The alleged unfair advantage
26. An elected Member of Parliament, who is an attorney at law, criticized the amendments because he alleged it gives “an unfair advantage to the governing party.” This is disingenuous forgetfulness for the following among other reasons:
i. The Act and amendments favour no one and no party;
ii. In 2000, the UWP was in government. They lost;
iii. In 2005, the leader of the UWP secured some EC$3 to 6 million for campaign funding. This assertion made multiple times has never been denied by Mr Edison C James. [See for example https://www.dominicavibes.dm/readers-224442/];
iv. In 2009, the UWP’s campaign was managed by SCL whose US$1.5 million was paid for by external forces;
v. In 2014/2015, there were no election petitions following the 2014 general election, absolutely no election petition or allegation of bribery. I should add that the misconceived complaints in the Magistrate’s Court make no allegation of bribery.

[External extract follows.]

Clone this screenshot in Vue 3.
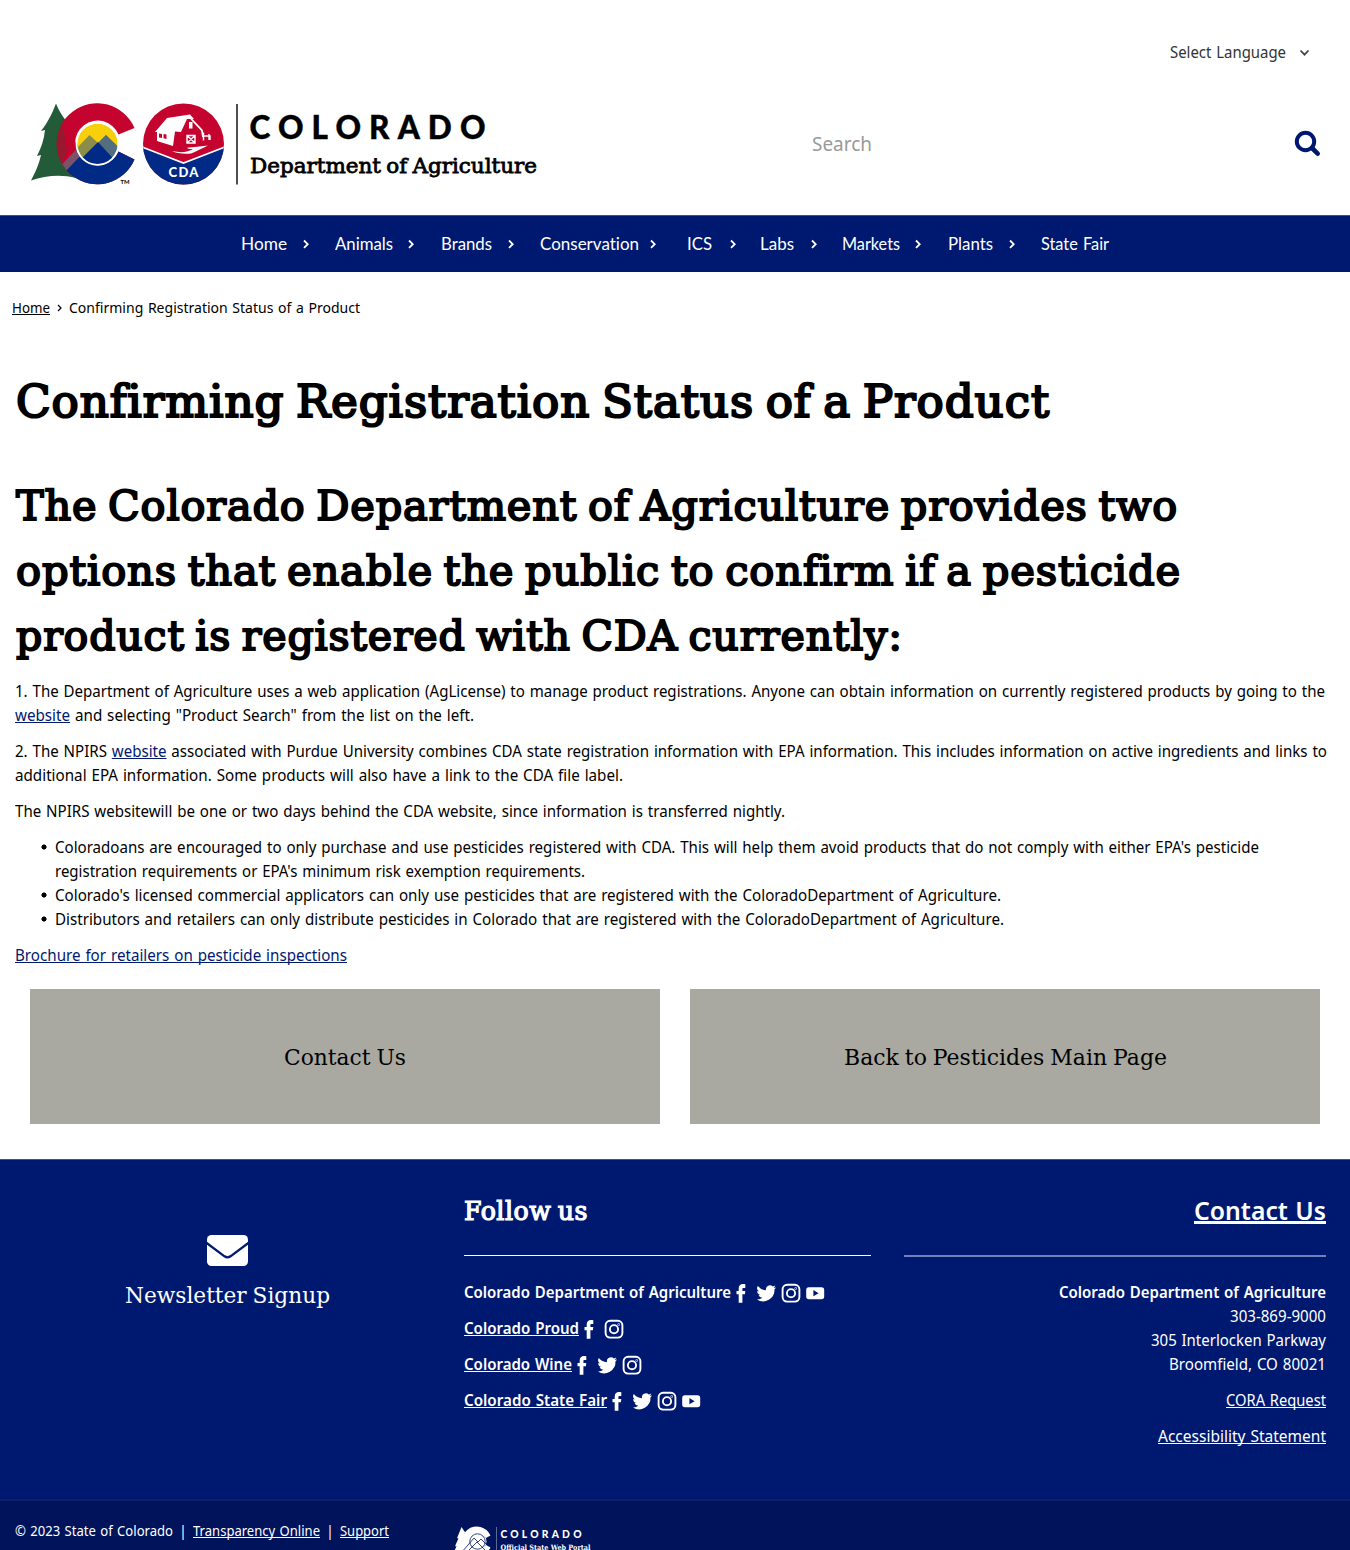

27. More importantly, electors in the Diaspora have the right to vote. As a result, political parties have courted them for years, until now. Now that it appears that the UWP and its leader’s ability to raise funding has sunk, except to pay his legal bills and damages, the UWP and Mr Linton now believe that the practice of providing transportation to supporters to Dominica, and on polling day to the polling stations, is now a corrupting “evil”. This change of mind based on a party’s financial fortunes simply cannot be the litmus test of legality, constitutionality or free and fair elections. This tells me that what we have here with these proposed amendments is a fight over nothing fueled by partisanship and misinformation.